Florencio Elipe López nació hace 85 años en una casa de Hortaleza. “Íbamos andando mi madre y yo hasta Fuencarral, por la avenida de San Luis, y en la estación cogíamos un tren que llamábamos ‘el maquinillo’, que era una locomotora con dos vagones. Después nos acercabamos al cementerio, al que accedíamos por una puerta lateral, y ella dejaba un ramo de flores en la fosa común en la que enterraron a mi padre, y otro en la que enterraron a mi tío Victoriano”.
“TODAVÍA TIENE LENGUA”
Florencio recibió el nombre de su padre, un albañil que se incorporó al ejército republicano para tratar de impedir la victoria de quienes habían dado un golpe de Estado en julio de 1936. La explosión de un obús le arrancó las manos en una batalla en Alcañiz (Teruel). Regresó a casa mutilado, sin capacidad de volver a ejercer su profesión, necesitando ayuda para cualquier tarea. Después lo detuvieron y tras un simulacro de juicio, en el que su abogado defensor era un militar franquista, lo condenaron a muerte. Había gente en el pueblo que decía que para qué le iban a matar si ya no tenía manos y no podía hacer nada contra ellos; pero alguien respondió que “todavía tenía lengua”. A partir de entonces Carmen López, madre del pequeño Florencio, que apenas tenía 16 meses, pasó a ser una viuda prematura que tuvo que salir adelante, trabajar y trabajar para que a su hijo no le faltara nada.

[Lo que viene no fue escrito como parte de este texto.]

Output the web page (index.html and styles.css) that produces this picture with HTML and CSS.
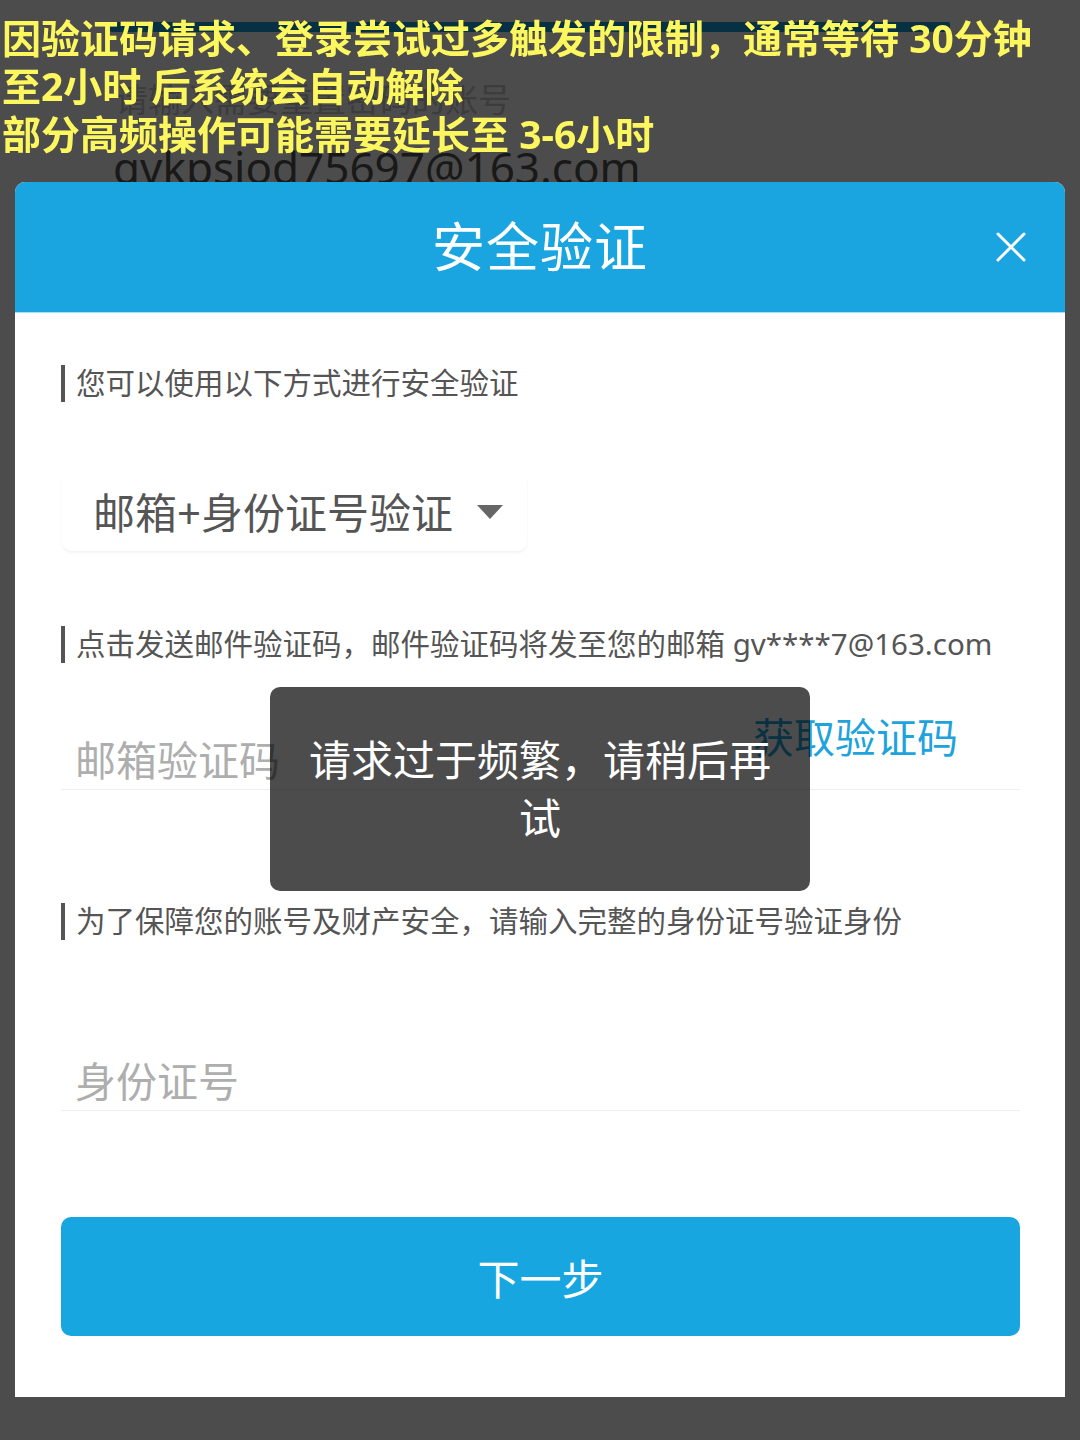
FILE: index.html
```html
<!DOCTYPE html>
<html lang="zh-CN">
<head>
  <meta charset="UTF-8" />
  <meta name="viewport" content="width=device-width, initial-scale=1.0"/>
  <title>安全验证</title>
  <link rel="stylesheet" href="styles.css">
</head>
<body>

<!-- Page under the mask -->
<div class="behind">
  <div class="behind-bar"></div>
  <div class="behind-hint">请输入需要重置密码的账号</div>
  <div class="behind-account">gvkpsjod75697@163.com</div>
</div>

<div class="mask"></div>

<!-- Annotation -->
<div class="notice">
  因验证码请求、登录尝试过多触发的限制，通常等待 30分钟<br>
  至2小时 后系统会自动解除<br>
  部分高频操作可能需要延长至 3-6小时
</div>

<!-- Modal -->
<div class="modal">
  <div class="modal-header">
    <h2>安全验证</h2>
    <button class="close-btn" aria-label="关闭">
      <svg width="30" height="30" viewBox="0 0 30 30">
        <path d="M2 2 L28 28 M28 2 L2 28" stroke="#fff" stroke-width="3" stroke-linecap="round" fill="none"/>
      </svg>
    </button>
  </div>

  <div class="modal-body">
    <div class="label"><span class="label-bar"></span><span>您可以使用以下方式进行安全验证</span></div>

    <div class="select">
      <span>邮箱+身份证号验证</span>
      <svg width="26" height="14" viewBox="0 0 26 14"><path d="M0 0 H26 L13 14 Z" fill="#666"/></svg>
    </div>

    <div class="label label-mail"><span class="label-bar"></span><span>点击发送邮件验证码，邮件验证码将发至您的邮箱 gv****7@163.com</span></div>

    <div class="field field-code">
      <span class="placeholder">邮箱验证码</span>
      <a href="#" class="get-code">获取验证码</a>
    </div>

    <div class="label label-id"><span class="label-bar"></span><span>为了保障您的账号及财产安全，请输入完整的身份证号验证身份</span></div>

    <div class="field field-id">
      <span class="placeholder">身份证号</span>
    </div>

    <button class="btn-next">下一步</button>
  </div>

  <div class="toast">请求过于频繁，请稍后再试</div>
</div>

</body>
</html>
```

FILE: styles.css
```css
body {
  font-family: "Noto Sans", "Noto Sans CJK SC", sans-serif;
  margin: 0;
  background-color: #fff;
  height: 1440px;
  overflow: hidden;
}

/* page under the mask */
.behind {
  padding: 22px 0 0 110px;
}

.behind-bar {
  width: 840px;
  height: 10px;
  background-color: #1aa5e0;
  border-radius: 2px;
}

.behind-hint {
  margin: 45px 0 0 5px;
  font-size: 33px;
  line-height: 46px;
  color: #c8c8c8;
}

.behind-account {
  margin: 14px 0 0 3px;
  font-size: 44px;
  line-height: 60px;
  color: #555;
}

.mask {
  position: fixed;
  top: 0; left: 0; right: 0; bottom: 0;
  background-color: rgba(0,0,0,0.7);
}

.notice {
  position: absolute;
  top: 14px;
  left: 2px;
  font-size: 39px;
  line-height: 48px;
  font-weight: bold;
  color: #fcf75e;
  white-space: nowrap;
}

/* modal */
.modal {
  position: absolute;
  top: 182px;
  left: 15px;
  width: 1050px;
  background: #fff;
  border-radius: 10px 10px 0 0;
}

.modal-header {
  height: 131px;
  background-color: #1aa5e0;
  border-radius: 10px 10px 0 0;
  border-bottom: 1px solid #a9dff6;
  box-sizing: border-box;
  display: flex;
  align-items: center;
  justify-content: center;
  position: relative;
}

.modal-header h2 {
  margin: -5px 0 0 0;
  font-size: 53px;
  font-weight: normal;
  color: #fff;
  letter-spacing: 1px;
}

.close-btn {
  position: absolute;
  right: 39px;
  top: 50px;
  background: none;
  border: none;
  padding: 0;
  width: 30px;
  height: 30px;
  cursor: pointer;
}

.modal-body {
  padding: 0 45px 61px 46px;
  display: flex;
  flex-direction: column;
}

.label {
  margin-top: 52px;
  display: flex;
  align-items: center;
  gap: 11px;
  font-size: 29.5px;
  line-height: 37px;
  color: #555;
  white-space: nowrap;
}

.label span:last-child {
  margin-top: -3px;
}

.label-bar {
  width: 4px;
  height: 37px;
  background-color: #555;
}

.label-mail {
  margin-top: 75px;
}

.label-id {
  margin-top: 113px;
}

.select {
  margin-top: 68px;
  margin-left: 1px;
  width: 465px;
  height: 81px;
  box-sizing: border-box;
  padding: 0 24px 0 31px;
  display: flex;
  align-items: center;
  justify-content: space-between;
  border-radius: 10px;
  box-shadow: 0 2px 3px rgba(0,0,0,0.05);
  font-size: 42px;
  color: #555;
}

.select svg {
  margin-top: 2px;
}

.field {
  display: flex;
  align-items: flex-end;
  justify-content: space-between;
  padding-left: 14px;
  border-bottom: 1px solid #efefef;
}

.field-code {
  height: 127px;
  box-sizing: border-box;
}

.field-id {
  height: 171px;
  box-sizing: border-box;
}

.placeholder {
  font-size: 41px;
  line-height: 58px;
  color: #aeaeae;
}

.get-code {
  font-size: 41px;
  line-height: 58px;
  color: #1ea3dc;
  text-decoration: none;
  margin: 0 62px 23px 0;
}

.btn-next {
  margin-top: 106px;
  height: 119px;
  border: none;
  border-radius: 10px;
  background-color: #18a6e0;
  color: #fff;
  font-family: inherit;
  font-size: 42px;
  cursor: pointer;
}

.toast {
  position: absolute;
  left: 255px;
  top: 505px;
  width: 540px;
  height: 204px;
  box-sizing: border-box;
  padding: 0 35px;
  display: flex;
  align-items: center;
  justify-content: center;
  text-align: center;
  background-color: rgba(0,0,0,0.7);
  border-radius: 10px;
  color: #fff;
  font-size: 42px;
  line-height: 58px;
}
```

Florencio conserva una memoria precisa para los nombres, las fechas y los acontecimientos que vivió en una infancia marcada por el asesinato de su padre y la dura vida de la posguerra. Repite nombres con dos apellidos, días exactos y recuerda acontecimientos que cuando enuncia parecen ocurridos en un mundo muy lejano pero que forman parte de su biografía.
En su conversación se mezclan historias de cómo los guardias civiles pasaban cerca de las ventanas de las casas de Hortaleza para ver si sorprendían a alguien escuchando La Pirenáica, la emisora clandestina que desde fuera de España informaba de muchas de las cosas que el franquismo intentaba esconder con la censura. Recuerda al “sustanciador”, un hombre que cobraba en algunas casas por sumergir un hueso de jamón en un caldo durante breves espacios de tiempo. Explica con detalle cómo el cura señalaba en una pequeña cartulina la asistencia de los niños a misa, para tenerlos controlados.
DÍAS DE ESCUELA
De su memoria emergen nombres de vecinos, anécdotas ocurridas en rincones del pueblo e historias que marcaron su vida. Su tío Alejandro estuvo encarcelado por “delitos políticos” y al ser puesto en libertad fue condenado a destierro, por lo que no le permitieron regresar a Hortaleza. “Mi tío vivía en Ventas pero los fines de semana entraba de forma clandestina en casa de mi abuela paterna. Nosotros íbamos a verlo y a mí me prevenían de que no contara nada. El domingo por la noche salía a escondidas para regresar a su casa sin ser visto. Siempre que lo veía me daba una peseta y yo me la gastaba en el puesto de chuches de la señora Bernarda donde compraba palolú, caramelos o diez céntimos de chufas”.
El padre de Florencio regresó mutilado de la guerra, sin manos, pero las autoridades franquistas le condenaron a muerte
No pudo ir a la escuela hasta que cumplió cinco años. “Mis padres no me habían bautizado así que no me podían apuntar hasta que pasara por la pila bautismal. Al llegar a la escuela, que estaba en el edificio de La Humanitaria, saludábamos con un ‘¡Arriba España!’ y al salir al mediodía cantábamos el ‘Cara al Sol’. Por la tarde nos tocaba el ‘soy valiente y leal legionario’. Los chicos y las chicas estábamos separados y entrábamos por puertas distintas”. De los profesores recuerda que eran bastante agresivos. “Los profesores pegaban mucho, con unas correas que a veces nos dejaban hematomas”.
Florencio, amigo de Luis Aragonés desde la infancia y propietario del restaurante Casa Florencio fundado en 1963, ha sido testigo de las últimas ocho décadas de la historia hortalina; del cine de verano que se convirtió en cine estable, de los partidos de fútbol en las aceras porque no había un campo cuando él era niño. Él nunca pasó hambre porque su familia tenía tierras cultivadas y animales. “Escondíamos el trigo y lo molíamos de noche en el molino de Juanito el Molinero. Él se quedaba el salvado y nosotros la harina y volvíamos a esconderla para que no nos confiscaran una parte los del Servicio Nacional de Trigo. Había gente que se dedicaba al estraperlo y creo que la Guardia Civil, que pasaba muchas necesidades, hacía la vista gorda a cambio de llevarse algo de trigo o de cebada”.
VOLVER A CASA
Después de señalar el lugar en el que se encontraba la fosa de su padre, Florencio se sienta en una caseta del cementerio de Colmenar Viejo y deja que una antropóloga le tome una muestra de ADN. Desde unos pocos metros contempla la escena Benita Navacerrada, una mujer de 91 años, de San Sebastián de los Reyes, que espera que con la exhumación aparezcan los restos de su padre, sindicalista de la UGT, que según algunos testimonios fue quemado vivo.
En la pared del salón de su casa Florencio tiene una fotografía del día de la boda de sus padres. Se quedó huérfano el mismo día que cumplía dieciséis meses. Y aunque no guarda recuerdos conscientes de su progenitor sabe que era una persona elegante, bondadosa y que luchó para tratar de impedir que su mujer, su hijo y sus vecinos no tuvieran que vivir la experiencia de una dictadura. Se llamaba Florencio Elipe Sánchez y ojalá una prueba de ADN le permita “volver a casa”.